Big bangs for societal challenges

To be active members of a democracy, young people need to develop skills in active citizenship participation. Soft skills and 21st century skills play a critical role in developing young people as active and engaged citizens in uncertain, complex times. Today, students too often leave education out of touch with industry realities. 

Nonetheless, students love solving real-world problems. Most of the time the approach we see today taken by schools and universities is to introduce their students to a real-world experience through a one-time project. But we see preparing students for the real world as a repeated process. What is needed is not one ‘big bang’ project but many ‘little bang’ projects over the duration of the college/school experience with ‘big bangs’ at the end, not to replace curricula but rather reinforce integral learning within them.

The Goal

A sandbox for social learning

We want to help both educators, who want to bring in real-world projects into their classrooms on a more regular and transversal basis, and "real-world" partners (communities, non-profits, start-ups, enterprises, civil society organizations) to take on a design-doing mindset and creating a space where they can experiment and create solutions for real-world problems through learning challenges and social innovation.

The Challenge

The world is our classroom

Today Service learning projects are an exception. And this is a shame, because the engagement can have great benefits to the community and the students. So, what stops educators from introducing real-world projects into their classroom? 

Educators lack the tools to get in contact with the ‘right’ civil society organizations and industry. Educators also need a framework where they can execute these projects in a ‘controlled learning environment’, where given the better methods they feel safe to handle ‘controversial’ issues. In order for educators to take on a design-doing mind-set (and be able to pass this onto their students), they need to be trained for the ‘social learning labs’ in school – action oriented civic courses, research community approaches, transversal projects on citizenship, …

The Roadmap

That’s the Way2Go!


We Are Tribe member Nik, also Community builder at Give a Day and teacher Second chance education, developed an educational model that's project-based and grafted onto Community Service Learning and Action-oriented learning, called the 'Way2Go' project. Activating students and teachers within a framework of a ‘controlled learning environment’ and through design-doing ; developing 21st Century skills and creating a major social impact during this learning-process. The program fully implements visual thinking, system thinking and design thinking next to an integral approach to citizenship education (guaranteeing non-indoctrination, the supporting connection to curricula and the development of democratic citizenship competences by means of a systemic approach to (world) citizenship education).

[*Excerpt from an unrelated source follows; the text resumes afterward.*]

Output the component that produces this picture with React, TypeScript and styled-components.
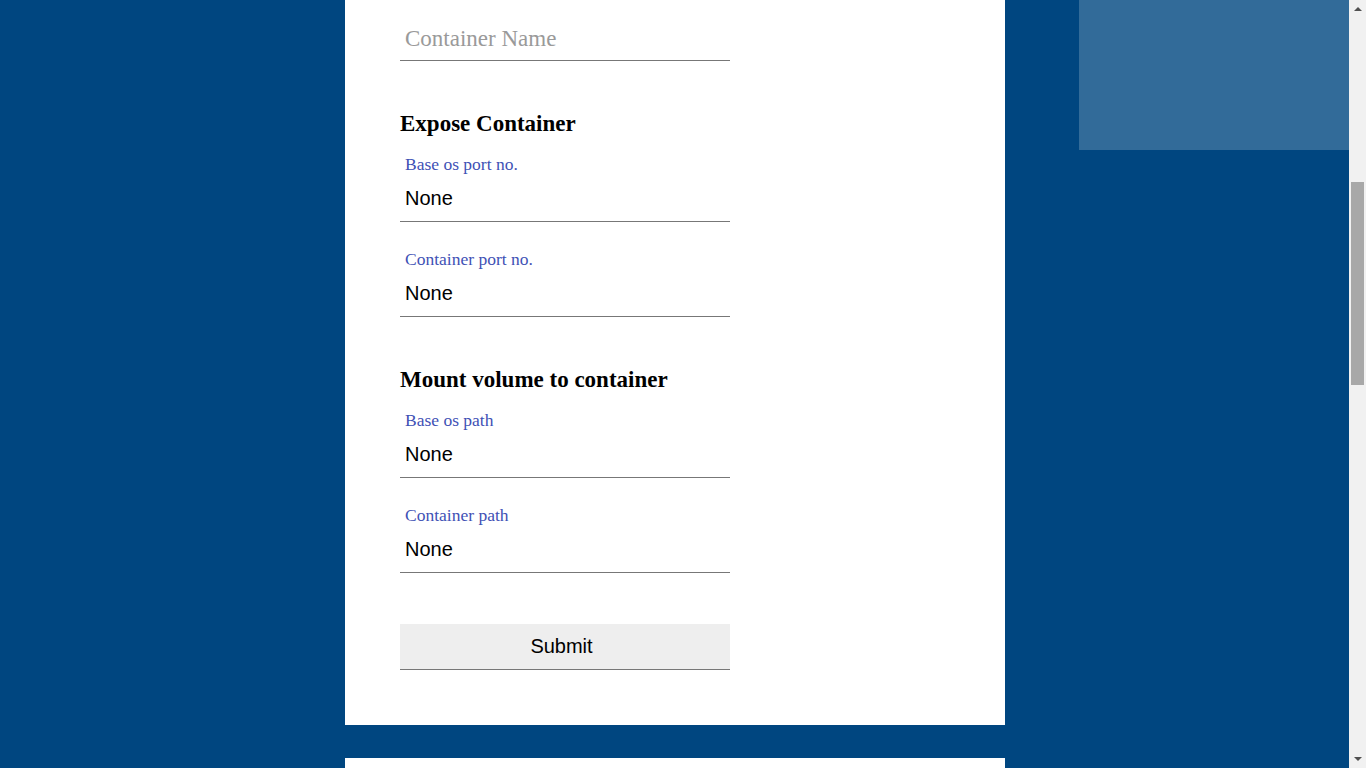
import React, { useLayoutEffect, useRef, useState } from "react";
import styled, { createGlobalStyle } from "styled-components";

const GlobalStyle = createGlobalStyle`
  html, body {
    margin: 0;
    padding: 0;
    height: 100%;
    overflow: hidden;
    background: #004680;
  }
  body {
    font-family: "Liberation Serif", "Times New Roman", serif;
  }
  #root { height: 100%; }
  * { box-sizing: border-box; }
`;

const Frame = styled.div`
  height: 100vh;
  display: flex;
  background: #004680;
`;

const ScrollArea = styled.div`
  flex: 1;
  height: 100%;
  overflow-y: scroll;
  overflow-x: hidden;
  scrollbar-width: none;
  &::-webkit-scrollbar { display: none; }
`;

const Rail = styled.div`
  width: 17px;
  height: 100%;
  background: #f1f1f1;
  display: flex;
  flex-direction: column;
`;

const ArrowButton = styled.div<{ $down?: boolean }>`
  height: 17px;
  display: flex;
  justify-content: center;
  align-items: ${(p) => (p.$down ? "flex-start" : "flex-start")};
  padding-top: ${(p) => (p.$down ? "6px" : "7px")};
  &::after {
    content: "";
    width: 0;
    height: 0;
    border-left: 4px solid transparent;
    border-right: 4px solid transparent;
    ${(p) =>
      p.$down ? "border-top: 4px solid #505050;" : "border-bottom: 4px solid #505050;"}
  }
`;

const Track = styled.div`
  flex: 1;
  display: flex;
  flex-direction: column;
  align-items: center;
`;

const Thumb = styled.div`
  width: 13px;
  background: #a8a8a8;
`;

const Layout = styled.div`
  display: flex;
  align-items: flex-start;
  gap: 74px;
  padding: 0 0 60px 345px;
`;

const MainColumn = styled.main`
  width: 660px;
  display: flex;
  flex-direction: column;
  gap: 33px;
`;

const Card = styled.section<{ $top?: number; $minHeight?: number }>`
  background: #ffffff;
  padding: ${(p) => (p.$top ? `${p.$top}px` : "55px")} 55px 55px;
  display: flex;
  flex-direction: column;
  min-height: ${(p) => (p.$minHeight ? `${p.$minHeight}px` : "0")};
`;

const Sidebar = styled.aside`
  width: 270px;
  height: 774px;
  background: #326b99;
`;

const Form = styled.form`
  width: 330px;
  display: flex;
  flex-direction: column;
`;

const SectionTitle = styled.h3`
  margin: 52px 0 19px;
  height: 22px;
  line-height: 22px;
  font-size: 23px;
  font-weight: bold;
  color: #000000;
  white-space: nowrap;
`;

const Field = styled.div<{ $first?: boolean }>`
  display: flex;
  flex-direction: column;
  margin-top: ${(p) => (p.$first ? "0" : "27px")};
`;

const Label = styled.label`
  height: 20px;
  line-height: 20px;
  margin-bottom: 2px;
  padding-left: 5px;
  font-size: 17.5px;
  color: #3f51b5;
  white-space: nowrap;
`;

const TextBox = styled.div<{ $placeholder?: boolean }>`
  width: 330px;
  height: 46px;
  border-bottom: 1px solid #777777;
  display: flex;
  align-items: center;
  padding: ${(p) => (p.$placeholder ? "2px 5px 0" : "0 5px")};
  color: ${(p) => (p.$placeholder ? "#9a9a9a" : "#000000")};
  font-family: ${(p) =>
    p.$placeholder ? `"Liberation Serif", "Times New Roman", serif` : `"Liberation Sans", Arial, sans-serif`};
  font-size: ${(p) => (p.$placeholder ? "23px" : "20px")};
  white-space: nowrap;
  cursor: text;
`;

const SubmitButton = styled.button`
  margin-top: 51px;
  width: 330px;
  height: 46px;
  border: none;
  border-bottom: 1px solid #777777;
  border-radius: 0;
  background: #eeeeee;
  color: #000000;
  font-family: "Liberation Sans", Arial, sans-serif;
  font-size: 20px;
  padding: 0 7px 0 0;
  cursor: pointer;
`;

type FieldProps = { label: string; first?: boolean };

const LabeledField: React.FC<FieldProps> = ({ label, first }) => (
  <Field $first={first}>
    <Label>{label}</Label>
    <TextBox role="textbox">None</TextBox>
  </Field>
);

const SCROLL_TOP = 624;
const ARROW = 17;

export default function App() {
  const ref = useRef<HTMLDivElement>(null);
  const [thumb, setThumb] = useState({ top: 165, size: 203 });

  const update = () => {
    const el = ref.current;
    if (!el) return;
    const track = el.clientHeight - ARROW * 2;
    const size = Math.max(20, Math.round((track * el.clientHeight) / el.scrollHeight));
    const max = el.scrollHeight - el.clientHeight;
    const top = max > 0 ? Math.round((el.scrollTop / max) * (track - size)) : 0;
    setThumb({ top, size });
  };

  useLayoutEffect(() => {
    const el = ref.current;
    if (!el) return;
    el.scrollTop = SCROLL_TOP;
    update();
    const t = window.setTimeout(() => {
      if (ref.current) ref.current.scrollTop = SCROLL_TOP;
      update();
    }, 0);
    return () => window.clearTimeout(t);
  }, []);

  return (
    <>
      <GlobalStyle />
      <Frame>
        <ScrollArea ref={ref} onScroll={update}>
          <Layout>
            <MainColumn>
              <Card $top={639}>
                <Form onSubmit={(e) => e.preventDefault()}>
                  <TextBox $placeholder role="textbox">Container Name</TextBox>
                  <SectionTitle>Expose Container</SectionTitle>
                  <LabeledField first label="Base os port no." />
                  <LabeledField label="Container port no." />
                  <SectionTitle>Mount volume to container</SectionTitle>
                  <LabeledField first label="Base os path" />
                  <LabeledField label="Container path" />
                  <SubmitButton type="submit">Submit</SubmitButton>
                </Form>
              </Card>
              <Card $minHeight={1335} />
            </MainColumn>
            <Sidebar />
          </Layout>
        </ScrollArea>
        <Rail aria-hidden="true">
          <ArrowButton />
          <Track>
            <Thumb style={{ marginTop: thumb.top, height: thumb.size }} />
          </Track>
          <ArrowButton $down />
        </Rail>
      </Frame>
    </>
  );
}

Give a Day vzw developed a matchmaking platform that connects volunteers with organizations within civil society. We are extending this platform to match Service learning projects with organizations and industry.

The idea is to prepare teachers for the ‘social innovation learning labs’ we would want in every school, creating spaces for reimagination and toolkits for taking action.

'A social learning lab let's students flourish! It activates purpose on a academic, social and personal level. This is the kind of future-fit education students and educators need.'

Leen Schepens, coördinator Second Chance Education

The Impact

We are all in this together!


Having a social innovation lab in school with the needed professionals and methods that can be used in every educational strand, will accelerate the evolution to a more inclusive school system. Improving these labs through action-oriented service learning we can create environments where educators can experiment together with their students and connect with all actors within the Quintuple Helix innovation model. With these labs we can activate schools, civil society, industry, government and volunteers to participate and take action for social goals and challenges (such as the SDG's) by working together and learning from each other.